Il n’a pas le pouvoir de nommer
une entité gouvernante différente à Gaza, non seulement parce qu’il est douteux
qu’il en existe une, mais aussi et surtout parce qu’il y a une limite à sa
tyrannie. Il ne peut pas remplacer le régime d’une autre nation, comme les USA
ont pu le faire par le passé.
C’est pourquoi le blabla sur le “jour d’après” est
trompeur : il n’y a pas de jour après le Hamas et il est probable qu’il n’y en
aura pas de sitôt ; le Hamas est la seule instance dirigeante à Gaza, du moins
dans les circonstances actuelles, presque inaltérables. Le “jour d’après”
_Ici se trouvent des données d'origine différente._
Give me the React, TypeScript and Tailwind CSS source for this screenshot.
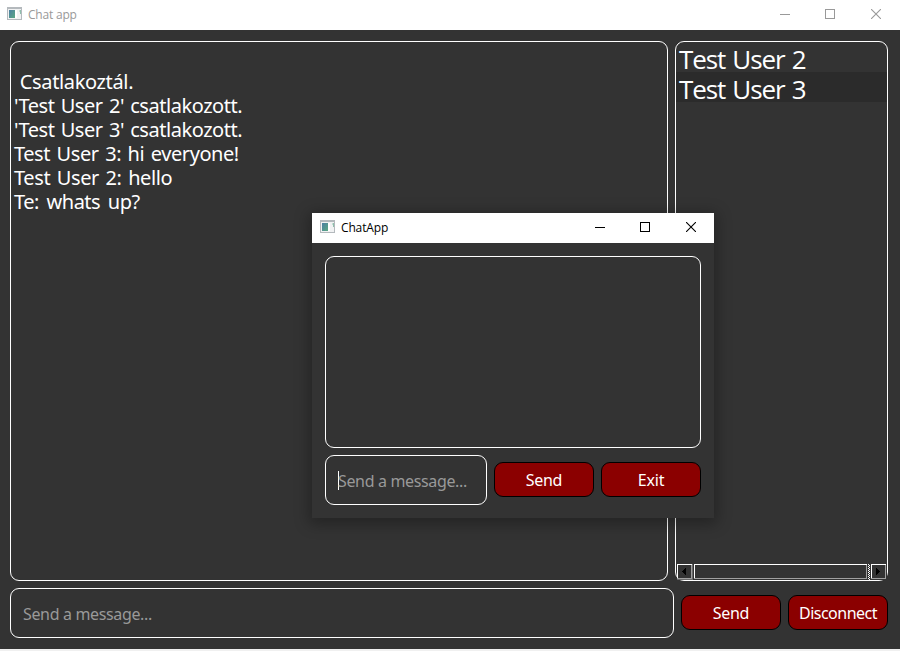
import React from "react";

function AppIcon() {
  return (
    <svg width="15" height="13" viewBox="0 0 15 13" shapeRendering="crispEdges" className="mb-[3px] shrink-0">
      <defs>
        <linearGradient id="pane" x1="0" y1="0" x2="1" y2="1">
          <stop offset="0" stopColor="#4b7fa3" />
          <stop offset="1" stopColor="#5aa882" />
        </linearGradient>
      </defs>
      <rect width="15" height="13" fill="#b4b9bd" />
      <rect x="1" y="2" width="13" height="10" fill="#f1f2f3" />
      <rect x="2" y="3" width="6" height="8" fill="url(#pane)" />
      <rect x="8" y="3" width="2" height="8" fill="#ffffff" />
      <rect x="12" y="3" width="1" height="2" fill="#c5ddd4" />
      <rect x="13" y="3" width="1" height="4" fill="#8fbfac" />
    </svg>
  );
}

function TitleBar({ title, active }: { title: string; active?: boolean }) {
  return (
    <div className={`flex h-[30px] shrink-0 items-center bg-white ${active ? "pr-[17px] pl-2 text-black" : "pr-[18px] pl-[7px] text-[#999999]"}`}>
      <AppIcon />
      <span className={`ml-1.5 font-['Open_Sans','Noto_Sans',sans-serif] text-[12px] leading-[16px] ${active ? "tracking-[-0.15px]" : "tracking-[-0.2px]"}`}>
        {title}
      </span>
      <div className="mb-0.5 ml-auto flex items-center">
        <svg width="10" height="10" shapeRendering="crispEdges"><path d="M0 5.5h10" stroke="currentColor" /></svg>
        <svg width="10" height="10" shapeRendering="crispEdges" className="ml-[35px]"><path d="M.5.5h9v9h-9z" fill="none" stroke="currentColor" /></svg>
        <svg width="10" height="10" className="mr-px ml-9"><path d="M0 0l10 10M10 0l-10 10" stroke="currentColor" strokeWidth="1.1" /></svg>
      </div>
    </div>
  );
}

function RedButton({ label, tracking }: { label: string; tracking: string }) {
  return (
    <button className={`mb-px flex h-[35px] w-[100px] shrink-0 items-center justify-center rounded-[9px] border border-black bg-[#8b0000] pt-px font-['Noto_Sans',sans-serif] text-[16px] leading-[24px] text-white ${tracking}`}>
      {label}
    </button>
  );
}

function Placeholder() {
  return <span className="block pt-0.5 font-['Noto_Sans',sans-serif] text-[16px] tracking-[-0.35px] whitespace-nowrap text-[#999999]">Send a message...</span>;
}

const messages = [
  { text: "\u00a0Csatlakoztál.", spacing: "tracking-[-0.36px] [word-spacing:1px]" },
  { text: "'Test User 2' csatlakozott.", spacing: "tracking-[-0.45px] [word-spacing:1.5px]" },
  { text: "'Test User 3' csatlakozott.", spacing: "tracking-[-0.45px] [word-spacing:1.5px]" },
  { text: "Test User 3: hi everyone!", spacing: "tracking-[-0.44px] [word-spacing:1.8px]" },
  { text: "Test User 2: hello", spacing: "tracking-[-0.4px] [word-spacing:1.8px]" },
  { text: "Te: whats up?", spacing: "tracking-[-0.5px] [word-spacing:3px]" },
];

function ScrollBar() {
  return (
    <svg width="210" height="16" shapeRendering="crispEdges" className="ml-px block">
      <rect width="210" height="16" fill="#333333" />
      <path d="M.5 15V.5H15M17.5 15V.5H190M194.5 15V.5H209" fill="none" stroke="#ffffff" />
      <path d="M0 14.5H15M14.5 1V15M17 14.5H190M189.5 1V15M194 14.5H209M208.5 1V15" stroke="#a0a0a0" />
      <path d="M0 15.5H16M15.5 0V16" stroke="#696969" />
      <path d="M5 7h1v-1h1v-1h1v-1h1v7h-1v-1h-1v-1h-1v-1h-1z" fill="#000000" />
      <path d="M199 4h1v1h1v1h1v1h1v1h-1v1h-1v1h-1v1h-1z" fill="#000000" />
      <path d="M191.5 0V16" stroke="#ffffff" strokeDasharray="1 1" />
      <path d="M192.5 1V16" stroke="#ffffff" strokeDasharray="1 1" />
    </svg>
  );
}

function ChatDialog() {
  return (
    <div className="absolute top-[213px] left-[312px] flex h-[305px] w-[402px] flex-col bg-[#333333] shadow-[0_3px_14px_3px_rgba(0,0,0,0.3)]">
      <TitleBar title="ChatApp" active />
      <div className="flex flex-1 flex-col gap-[7px] p-[13px]">
        <div className="h-[192px] rounded-[9px] border border-white" />
        <div className="flex items-center gap-[7px]">
          <div className="flex h-[50px] w-[162px] items-center rounded-[9px] border border-white pl-3">
            <span className="h-[19px] w-px bg-white" />
            <span className="-ml-px"><Placeholder /></span>
          </div>
          <RedButton label="Send" tracking="tracking-[-0.3px]" />
          <RedButton label="Exit" tracking="tracking-[-0.2px]" />
        </div>
      </div>
    </div>
  );
}

export default function App() {
  return (
    <div className="relative flex h-[651px] w-[900px] flex-col overflow-hidden bg-[#f0f0f0]">
      <TitleBar title="Chat app" />
      <div className="flex h-[619px] flex-col gap-[7px] bg-[#333333] pt-[11px] pl-[10px]">
        <div className="flex h-[540px] gap-[7px]">
          <div className="w-[658px] rounded-[9px] border border-white pt-[28px] pl-[3px] font-['Noto_Sans',sans-serif] text-[20px] leading-[24px] text-white">
            {messages.map((m) => (
              <div key={m.text} className={`whitespace-nowrap ${m.spacing}`}>{m.text}</div>
            ))}
          </div>
          <div className="flex w-[213px] flex-col rounded-[9px] border border-white font-['Open_Sans','Noto_Sans',sans-serif] text-[26px] leading-[26px] tracking-[-1.1px] text-white [word-spacing:1.5px]">
            <div className="h-[30px] pt-1 pl-[3px]">Test User 2</div>
            <div className="h-[30px] bg-[#2b2b2b] pt-1 pl-[3px]">Test User 3</div>
            <div className="mt-auto"><ScrollBar /></div>
          </div>
        </div>
        <div className="flex items-center gap-[7px]">
          <div className="flex h-[50px] w-[664px] items-center rounded-[9px] border border-white pl-3">
            <Placeholder />
          </div>
          <RedButton label="Send" tracking="tracking-[-0.3px]" />
          <RedButton label="Disconnect" tracking="tracking-[-0.5px]" />
        </div>
      </div>
      <ChatDialog />
    </div>
  );
}
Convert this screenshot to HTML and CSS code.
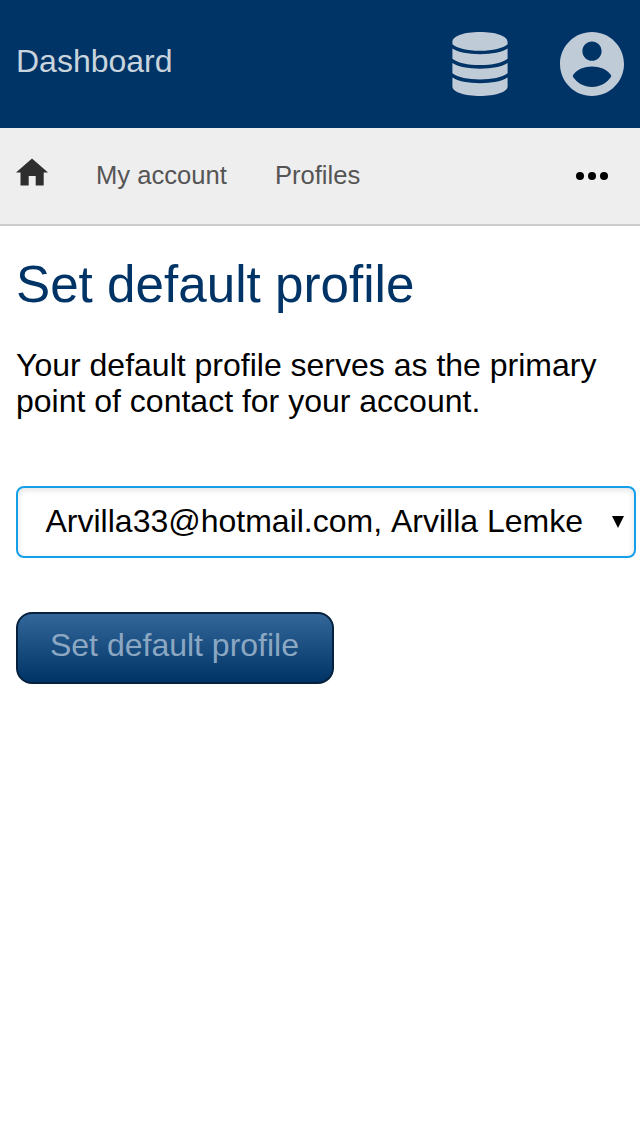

inclura donc le Hamas. Nous devons nous y habituer.
La première conclusion qui en
découle est, bien sûr, le caractère insensé de la reprise de la guerre. Elle
tuera les derniers otages et des dizaines de milliers d’habitants de Gaza et,
en fin de compte, le Hamas subsistera. Mais cette sombre réalité offre
également une opportunité de changement dans la bande de Gaza, si Israël et les
USA intègrent le fait de la survie du Hamas. Il s’agit d’une organisation dure
et cruelle, qui ne peut être remplacée.
Il serait préférable que Gaza ait
un autre gouvernement - par exemple, celui des sociaux-démocrates suédois -
mais ce n’est pas pour tout de suite. De la ridicule “règle du clan” à l’importation
fantaisiste à Gaza de l’Autorité palestinienne dans le sillage des chars
israéliens, en passant par l’absurde “gouvernement de technocrates”, tout ça,
ce ne sont que fariboles.
Le roi de Gaza sera issu du Hamas
ou désigné avec son consentement. Il est impossible de nommer un dirigeant pour
Gaza, pas même le charismatique [sic] Mohammed Dahlan, si le Hamas s’y
oppose. L’Autorité palestinienne, qui meurt à petit feu en Cisjordanie, ne
reviendra pas non plus à la vie à Gaza.
Tous ceux qui souhaitaient un
gouvernement différent auraient dû y penser au moment du désengagement
israélien de 2005 de la bande de Gaza, ce qui aurait dû se faire dans le cadre
d’un accord avec l’Autorité palestinienne. Mais à choisir entre le bien et le
mal, Israël optera toujours pour le second.
Que cal vous plaise ou pas -
surtout pas - le Hamas est le seul acteur de la ville. Ce n’est pas un fait
particulièrement encourageant, mais nous devons reconnaître les limites de la
force, ce qu’Israël et les USA ont du mal à faire. Au lieu de mener une
nouvelle guerre “pour chasser le Hamas du pouvoir”, bla bla bla, nous devons
nous habituer à son existence. Il s’ensuit que nous devons parler à l’organisation.
Même, et surtout, après le 7 octobre.
Nous avons déjà exercé notre
vengeance sur le Hamas à la pelle, avec des intérêts composés. Ses commandants,
ses assassins, ses violeurs, ses ravisseurs et ceux qui les aident ont reçu
leur châtiment. Israël négocie avec le Hamas depuis 17 mois, même si ce n’est
pas directement.
Les USA lui ont déjà parlé
directement, et le ciel n’est tombé sur la tête de personne. Les pourparlers
ont débouché sur des accords, que le Hamas a respectés, démontrant non
seulement sa puissance, mais aussi qu’on peut lui faire confiance. Si Israël
avait tenu ses promesses comme l’a fait le Hamas, nous en serions déjà aux
deuxième et troisième phases de l’accord de cessez-le-feu.
Si Israël avait un homme d’État
doté d’une vision et d’un courage, ce qui est sans doute une proposition sans
espoir, il essaierait de parler au Hamas. Directement, ouvertement, en public,
à Gaza ou à Jérusalem. Nous avons pardonné à l’Allemagne et nous pardonnerons
au Hamas s’il se dote lui aussi d’un chef courageux. En attendant, nous devons
le défier en essayant. Il y a moins à perdre avec cela qu’avec une nouvelle
série insensée de bombardements et de tirs d’artillerie.